Volume II comprises the period 15 August 1769–12 July 1771 The pages are numbered 1–603, which latter figure should be 703, as p. 301 is followed by 202. In the second series of 200's p. 243 is followed immediately by 246 on the verso side of the same leaf; pp. 10, 568, and 574 are blanks. Banks follows the same plan of writing as in his first volume. Whether he thought in terms of volumes is uncertain: the blank leaves at the end of Volume I may perhaps argue that he did, though it is much more likely that they are accounted for by the fact that while he was writing

1 I owe these details to Miss Phyllis Mander Jones, lately Mitchell Librarian.

page 140 his general account of the South Sea Islands he was also keeping the journal up to date with current happenings. Volume division came later when he had the journal bound, and the matter has no particular importance. For the reader the plan followed has what some may deem the disadvantage of a certain amount of repetition; for the strictly chronological entries on what happened are followed in turn by ‘Some Account of New Zealand’, ‘Some Account of New Holland’, and of Batavia, and the Cape, and of St Helena. In these accounts, as in that of the islands, Banks tends, bringing together all his impressions, to say over again a good deal of what he has said before, though he adds a good deal also. It cannot be denied, however, that the summaries he thus produces are very useful. He certainly made them part of his technique of journal-writing.

The early part of the journal, for something like 150 pages, is written in a big rather untidy hand, as if the journal-keeper is hastening on in breakneck excitement; the writing then becomes smaller, with more lines to the page, perhaps from some prudential motive of ensuring a sufficient supply of paper; then towards the end of Volume II it becomes bigger again, as if a new excitement, that of being turned homewards, had asserted itself. Excitement cannot be the cause of Banks's lack of punctuation, because it was his nature not to punctuate, as is clear not merely from this journal but from his MSS in general. If, now and again, he is visited by a conviction that he ought to punctuate, whether because of a feeling that he is advancing on some grand set piece or for some other reason, he is likely to carry the eighteenth century conventions to so absurd a point that one can hardly get on for the commas. Fortunately these schoolboyish outbursts are very rare, and one can make one's way without deliberate obstruction from the writer. Like many of his contemporaries, in cursive writing he was prone to begin a sentence, or even a paragraph, without a capital letter; but he makes up for this by overdoing capitals elsewhere — particularly E G L J K S M. On the other hand, not all these may be capitals to Banks: he appears, for example, to have known only one form of K; his S's and C's come in all sizes; he uses a Greek E in all varieties of size, as well as the ordinary written e, for adjectives, adverbs and verbs as well as for nouns; his L is sometimes clearly an intended capital, sometimes emerges merely as a sort of habitual slip of the pen equivalent to 1; capital J seems to be used at random, like C and S — but not for the reason that, like them, it frequently falls from the pen, in rapid writing, in a size larger page 141 than the rest of a word. M is very frequently dubious; Banks never makes an elaborately formal capital, as he sometimes does with N. Inconsistency is perhaps most complete with the names of countries and peoples, even in successive lines; so that we have England, england, english, India, india, North america, new Holland, Dutch or Duch, duch, Spain, spain, spanish, and so on. Even personal names are sometimes deprived of a capital. All this is liable to cause irritation to those who go by rule — e.g. printers.
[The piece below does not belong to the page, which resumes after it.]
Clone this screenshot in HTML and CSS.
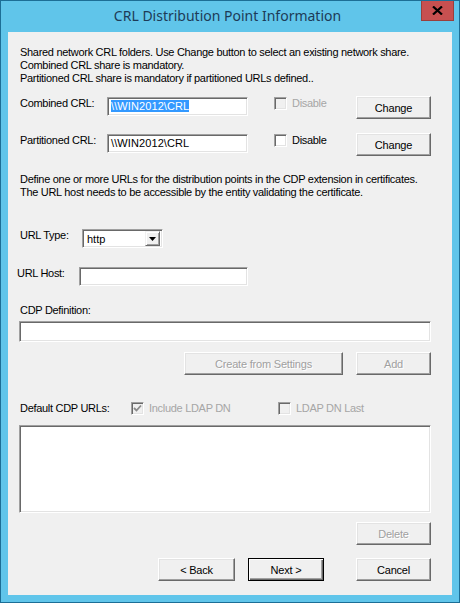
FILE: index.html
```html
<!DOCTYPE html>
<html lang="en">
<head>
    <meta charset="UTF-8">
    <title>CRL Distribution Point Information</title>
    <link rel="stylesheet" href="styles.css">
</head>
<body>
    <div class="window">
        <div class="titlebar">
            <span class="title">CRL Distribution Point Information</span>
            <div class="close">
                <svg width="11" height="9" viewBox="0 0 11 9"><path d="M1 0.5 L10 8.5 M10 0.5 L1 8.5" stroke="#000" stroke-width="2.2"/></svg>
            </div>
        </div>
        <div class="client">
            <p class="note">Shared network CRL folders. Use Change button to select an existing network share.<br>Combined CRL share is mandatory.<br>Partitioned CRL share is mandatory if partitioned URLs defined..</p>

            <div class="row share-row">
                <span class="label share-label">Combined CRL:</span>
                <div class="field share-field"><span class="selected">\\WIN2012\CRL</span></div>
                <label class="check share-check disabled"><span class="box"></span>Disable</label>
                <button class="btn">Change</button>
            </div>
            <div class="row share-row second">
                <span class="label share-label">Partitioned CRL:</span>
                <div class="field share-field"><span>\\WIN2012\CRL</span></div>
                <label class="check share-check"><span class="box"></span>Disable</label>
                <button class="btn">Change</button>
            </div>

            <p class="note note-urls">Define one or more URLs for the distribution points in the CDP extension in certificates.<br>The URL host needs to be accessible by the entity validating the certificate.</p>

            <div class="row type-row">
                <span class="label type-label">URL Type:</span>
                <div class="field select">
                    <span class="select-value">http</span>
                    <span class="arrow"><svg width="7" height="4" viewBox="0 0 7 4"><path d="M0 0 H7 L3.5 4 Z" fill="#000"/></svg></span>
                </div>
            </div>
            <div class="row host-row">
                <span class="label host-label">URL Host:</span>
                <div class="field host-field"></div>
            </div>

            <div class="label cdp-label">CDP Definition:</div>
            <div class="field cdp-field"></div>
            <div class="row action-row">
                <button class="btn wide" disabled>Create from Settings</button>
                <button class="btn" disabled>Add</button>
            </div>

            <div class="row default-row">
                <span class="label default-label">Default CDP URLs:</span>
                <label class="check disabled include-check"><span class="box checked"><svg width="9" height="9" viewBox="0 0 9 9"><path d="M1 4 L3.5 6.5 L8 1.5" fill="none" stroke="#8a8a8a" stroke-width="1.8"/></svg></span>Include LDAP DN</label>
                <label class="check disabled"><span class="box"></span>LDAP DN Last</label>
            </div>
            <div class="field list"></div>

            <div class="row delete-row">
                <button class="btn" disabled>Delete</button>
            </div>
            <div class="row nav-row">
                <button class="btn back">&lt; Back</button>
                <button class="btn next default">Next &gt;</button>
                <button class="btn cancel">Cancel</button>
            </div>
        </div>
    </div>
</body>
</html>
```

FILE: styles.css
```css
body {
    margin: 0;
    font-family: "Liberation Sans", Arial, sans-serif;
    font-size: 11px;
    letter-spacing: -0.3px;
    color: #000;
}
.window {
    width: 460px;
    height: 603px;
    box-sizing: border-box;
    border: 1px solid #1c6e96;
    background-color: #60c5ea;
    padding: 0 7px 7px;
    display: flex;
    flex-direction: column;
}
.titlebar {
    height: 31px;
    margin: 0 -7px;
    padding-right: 5px;
    display: grid;
    grid-template-columns: 1fr auto 1fr;
    align-items: start;
}
.title {
    grid-column: 2;
    font-family: "Noto Sans", "Open Sans", sans-serif;
    font-size: 14px;
    letter-spacing: 0;
    line-height: 30px;
    color: #1d3b57;
}
.close {
    grid-column: 3;
    justify-self: end;
    width: 33px;
    height: 20px;
    box-sizing: border-box;
    background-color: #c75050;
    border: 1px solid #9a3f3c;
    border-top: none;
    display: flex;
    align-items: center;
    justify-content: center;
}
.client {
    flex: 1;
    background-color: #f0f0f0;
    padding: 14px 21px 0 12px;
}
.note {
    margin: 0;
    line-height: 13px;
    white-space: nowrap;
}
.label {
    line-height: 13px;
    white-space: nowrap;
}
.row {
    display: flex;
    align-items: flex-start;
}

/* sunken white fields */
.field {
    box-sizing: border-box;
    background-color: #fff;
    border: 1px solid;
    border-color: #a0a0a0 #fff #fff #a0a0a0;
    box-shadow: inset 1px 1px #696969, inset -1px -1px #e3e3e3;
}

/* raised buttons */
.btn {
    box-sizing: border-box;
    width: 75px;
    height: 23px;
    padding: 0;
    font-family: inherit;
    font-size: 11px;
    letter-spacing: -0.2px;
    color: #000;
    background-color: #f0f0f0;
    border: 1px solid;
    border-color: #fff #696969 #696969 #fff;
    box-shadow: inset -1px -1px #a0a0a0, inset 1px 1px #e3e3e3;
}
.btn:disabled {
    color: #a0a0a0;
    text-shadow: 1px 1px #fff;
}
.btn.default {
    border: 1px solid #000;
    box-shadow: inset 1px 1px #fff, inset -1px -1px #696969, inset -2px -2px #a0a0a0;
}

.check {
    display: flex;
    align-items: center;
    line-height: 13px;
    white-space: nowrap;
}
.check.disabled {
    color: #a6a6a6;
}
.box {
    box-sizing: border-box;
    width: 13px;
    height: 13px;
    margin-right: 5px;
    background-color: #fff;
    border: 1px solid;
    border-color: #a0a0a0 #fff #fff #a0a0a0;
    box-shadow: inset 1px 1px #696969, inset -1px -1px #e3e3e3;
    display: flex;
    align-items: center;
    justify-content: center;
}
.disabled .box {
    background-color: #f0f0f0;
}

.share-row {
    height: 23px;
    margin-top: 11px;
}
.share-row.second {
    margin-top: 14px;
}
.share-label {
    width: 87px;
    margin-top: 1px;
}
.share-field {
    width: 141px;
    height: 19px;
    margin-top: 1px;
    padding: 0 3px;
    line-height: 16px;
    letter-spacing: 0.1px;
}
.selected {
    background-color: #3399ff;
    color: #fff;
}
.share-check {
    margin-left: 26px;
    margin-top: 1px;
}
.share-row .btn {
    margin-left: auto;
}

.note-urls {
    margin-top: 17px;
}

.type-row {
    margin-top: 30px;
}
.type-label {
    width: 62px;
}
.select {
    width: 81px;
    height: 19px;
    display: flex;
    align-items: center;
    padding: 2px;
}
.select-value {
    flex: 1;
    padding-left: 2px;
    line-height: 14px;
    letter-spacing: 0;
}
.arrow {
    box-sizing: border-box;
    width: 15px;
    height: 15px;
    background-color: #f0f0f0;
    border: 1px solid;
    border-color: #f0f0f0 #696969 #696969 #f0f0f0;
    box-shadow: inset 1px 1px #fff, inset -1px -1px #a0a0a0;
    display: flex;
    align-items: center;
    justify-content: center;
}

.host-row {
    margin-top: 19px;
}
.host-label {
    width: 62px;
    margin-left: -3px;
}
.host-field {
    width: 169px;
    height: 19px;
}

.cdp-label {
    margin-top: 18px;
}
.cdp-field {
    width: 412px;
    height: 21px;
    margin: 4px 0 0 -1px;
}
.action-row {
    margin-top: 10px;
    justify-content: flex-end;
    gap: 13px;
}
.btn.wide {
    width: 159px;
}

.default-row {
    margin-top: 27px;
    align-items: center;
}
.default-label {
    width: 111px;
}
.include-check {
    width: 147px;
}

.list {
    width: 412px;
    height: 88px;
    margin: 10px 0 0 -1px;
}

.delete-row {
    margin-top: 9px;
    justify-content: flex-end;
}
.nav-row {
    margin-top: 13px;
    justify-content: flex-end;
}
.btn.back {
    width: 77px;
}
.btn.next {
    width: 76px;
    margin-left: 13px;
}
.btn.cancel {
    margin-left: 32px;
}
```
Banks's manuscript text has a few peculiarities in spelling. He is not good on final th — he always writes, e.g. lengh, strengh, for length, strength. He generally, but not always, writes his past participle -ed without either an e or an apostrophe — e.g. inclind, lookd, seemd — unless the previous syllable contained a t or d — e.g. existed, provided. It is frequently impossible to tell whether he is spelling with a c or an s — e.g. immence or immense. With the possessive case he rarely uses an apostrophe before his s. With the word notwithstanding he seems to have peculiar trouble, as if its succession of letters were altogether too long and too complicated to get right, except by extreme chance. Of generally represents off. He rarely writes out and in full, preferring the ampersand, and preferring &c to etc. With underlinings of personal or scientific names he is inconsistent. Occasionally a word necessary to the sense is omitted, and he makes the small slips common to everybody in short words — ad for as, if for is; but here we move away from peculiarities. It does not seem necessary to provide further detail.